How to display Chinese characters inside a pandas dataframe?

I can read a csv file in which there is a column containing Chinese characters (other columns are English and numbers). However, Chinese characters don't display correctly. see photo below

enter image description here

I loaded the csv file with pd.read_csv().

Either display(data06_16) or data06_16.head() won't display Chinese characters correctly.

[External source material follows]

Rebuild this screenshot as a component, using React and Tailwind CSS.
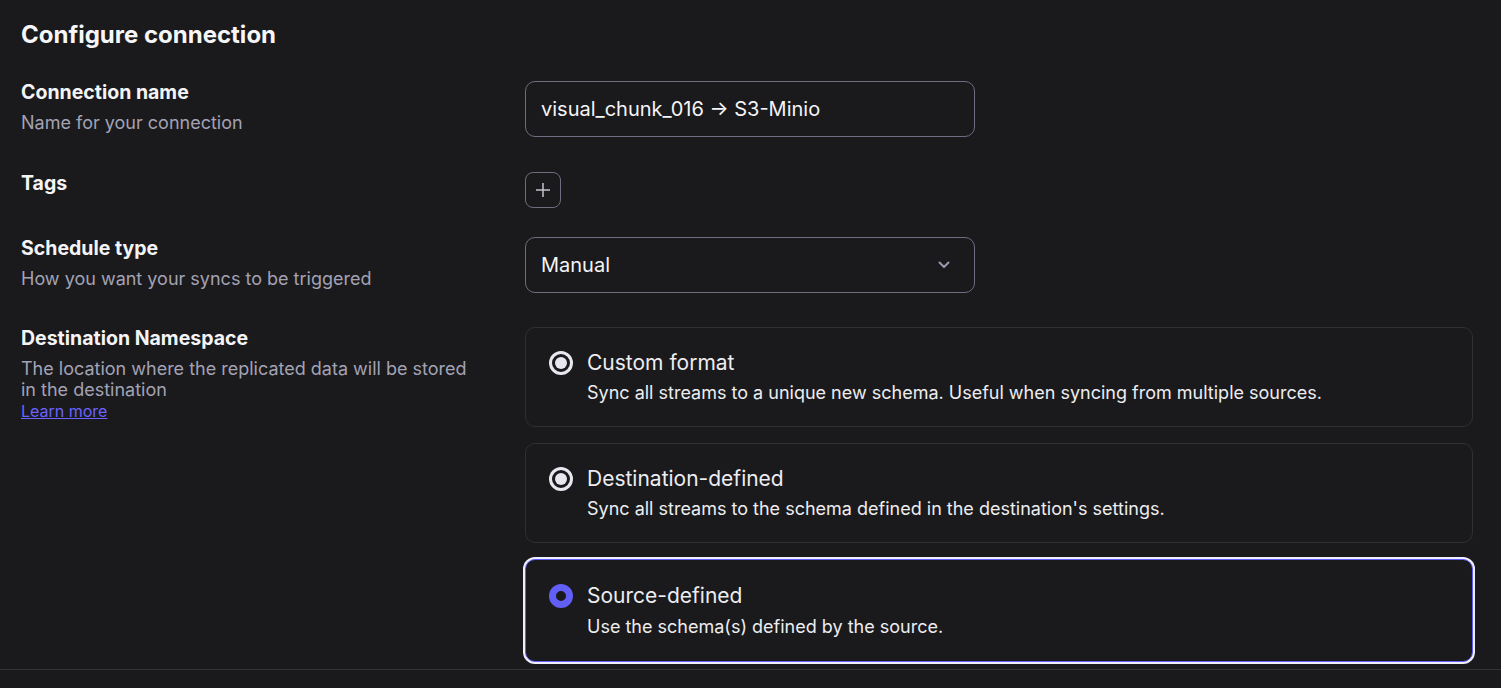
import React, { useState } from 'react';

const options = [
  {
    id: 'custom',
    title: 'Custom format',
    desc: 'Sync all streams to a unique new schema. Useful when syncing from multiple sources.',
  },
  {
    id: 'destination',
    title: 'Destination-defined',
    desc: "Sync all streams to the schema defined in the destination's settings.",
  },
  {
    id: 'source',
    title: 'Source-defined',
    desc: 'Use the schema(s) defined by the source.',
  },
];

function Radio({ selected }) {
  if (selected) {
    return <span className="block w-[24px] h-[24px] rounded-full border-[7px] border-[#625ff7] bg-[#1a1a1c]" />;
  }
  return (
    <span className="flex items-center justify-center w-[24px] h-[24px] rounded-full border-[3px] border-[#e8e6ef] bg-[#1a1a1c]">
      <span className="block w-[12px] h-[12px] rounded-full bg-[#e8e6ef]" />
    </span>
  );
}

function FieldLabel({ title, children }) {
  return (
    <div className="-mt-[1px]">
      <div className="text-[19.5px] leading-[24px] font-bold text-[#f4f4f6]">{title}</div>
      {children && <div className="mt-[8px] text-[18px] leading-[21px] text-[#a3a2b4] max-w-[455px]">{children}</div>}
    </div>
  );
}

export default function App() {
  const [namespace, setNamespace] = useState('source');

  return (
    <div className="h-[688px] flex flex-col bg-[#1a1a1c] overflow-hidden" style={{ fontFamily: 'Inter, "Noto Sans", sans-serif' }}>
      <div className="h-[669px] overflow-hidden pl-[21px] pr-[28px] pt-[20px]">
        <h1 className="text-[24px] leading-[30px] font-bold text-[#f6f6f8]">Configure connection</h1>

        <div className="grid grid-cols-[504px_1fr] mt-[31px]">
          <FieldLabel title="Connection name">Name for your connection</FieldLabel>
          <div className="w-[450px] h-[56px] flex items-center px-[15px] rounded-[10px] border border-[#6e6c80] text-[20px] text-[#f4f4f6]">
            visual_chunk_016 → S3-Minio
          </div>
        </div>

        <div className="grid grid-cols-[504px_1fr] mt-[35px]">
          <FieldLabel title="Tags" />
          <button className="w-[36px] h-[36px] flex items-center justify-center rounded-[8px] border border-[#6e6c80]">
            <svg width="16" height="16" viewBox="0 0 16 16" fill="none" stroke="#c2c1ce" strokeWidth="1.5">
              <path d="M8 1v14M1 8h14" />
            </svg>
          </button>
        </div>

        <div className="grid grid-cols-[504px_1fr] mt-[29px]">
          <FieldLabel title="Schedule type">How you want your syncs to be triggered</FieldLabel>
          <div className="w-[450px] h-[56px] flex items-center justify-between pl-[15px] pr-[24px] rounded-[10px] border border-[#6e6c80] text-[20px] text-[#f4f4f6]">
            <span>Manual</span>
            <svg width="12" height="8" viewBox="0 0 12 8" fill="none" stroke="#9a98ac" strokeWidth="2" strokeLinecap="round" strokeLinejoin="round">
              <path d="M1.5 1.5 6 6l4.5-4.5" />
            </svg>
          </div>
        </div>

        <div className="grid grid-cols-[504px_1fr] mt-[34px]">
          <FieldLabel title="Destination Namespace">
            The location where the replicated data will be stored in the destination
            <br />
            <a href="#" className="text-[16px] text-[#6b63ff] underline">Learn more</a>
          </FieldLabel>
          <div className="flex flex-col gap-[16px]">
            {options.map((o) => {
              const selected = namespace === o.id;
              return (
                <button
                  key={o.id}
                  onClick={() => setNamespace(o.id)}
                  className={
                    selected
                      ? 'flex items-start gap-[14px] text-left pl-[23px] pr-[20px] pt-[22px] pb-[22px] rounded-[10px] border border-[#625ff7] ring-2 ring-[#f0efff] bg-[#1a1a1c]'
                      : 'flex items-start gap-[14px] text-left pl-[23px] pr-[20px] pt-[21px] pb-[21px] rounded-[10px] border border-[#2f2f35] bg-[#1a1a1c]'
                  }
                >
                  <span className="mt-[2px]">
                    <Radio selected={selected} />
                  </span>
                  <span className="flex flex-col">
                    <span className="text-[21px] leading-[28px] text-[#ededf1]">{o.title}</span>
                    <span className={selected ? 'mt-[5px] text-[18px] leading-[24px] text-[#ededf1]' : 'mt-[4px] text-[18px] leading-[24px] text-[#ededf1]'}>{o.desc}</span>
                  </span>
                </button>
              );
            })}
          </div>
        </div>
      </div>
      <div className="flex-1 border-t border-[#333337]" />
    </div>
  );
}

I tried to add the following lines into my .bash_profile:

export LC_ALL=zh_CN.UTF-8
export LANG=zh_CN.UTF-8

export LC_ALL=en_US.UTF-8
export LANG=en_US.UTF-8

but it doesn't help.

Also I have tried to add encoding arg to pd.read_csv():

pd.read_csv('data.csv', encoding='utf_8')
pd.read_csv('data.csv', encoding='utf_16')
pd.read_csv('data.csv', encoding='utf_32')

These won't work at all.

How can I display the Chinese characters properly?


Solution 1:

I just remembered that the source dataset was created using encoding='GBK', so I tried again using

data06_16 = pd.read_csv("../data/stocks1542monthly.csv", encoding="GBK")

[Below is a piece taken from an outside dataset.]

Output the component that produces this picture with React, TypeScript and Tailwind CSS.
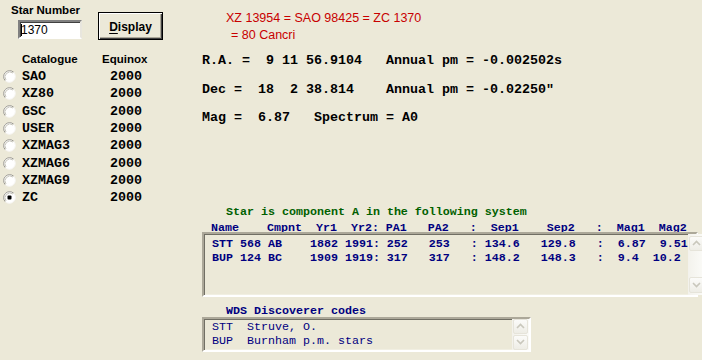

Now, I can see all the Chinese characters.

Thanks guys!

Solution 2:

I see here three possible issues:

1) You can try this:

import codecs
x = codecs.open("testdata.csv", "r", "utf-8")

2) Another possibility can be theoretically this:

import pandas as pd
df = pd.DataFrame(pd.read_csv('testdata.csv',encoding='utf-8')) 

3) Maybe you should convert you csv file into utf-8 before importing with Python (for example in Notepad++)? It can be a solution for one-time-import, not for automatic process, of course.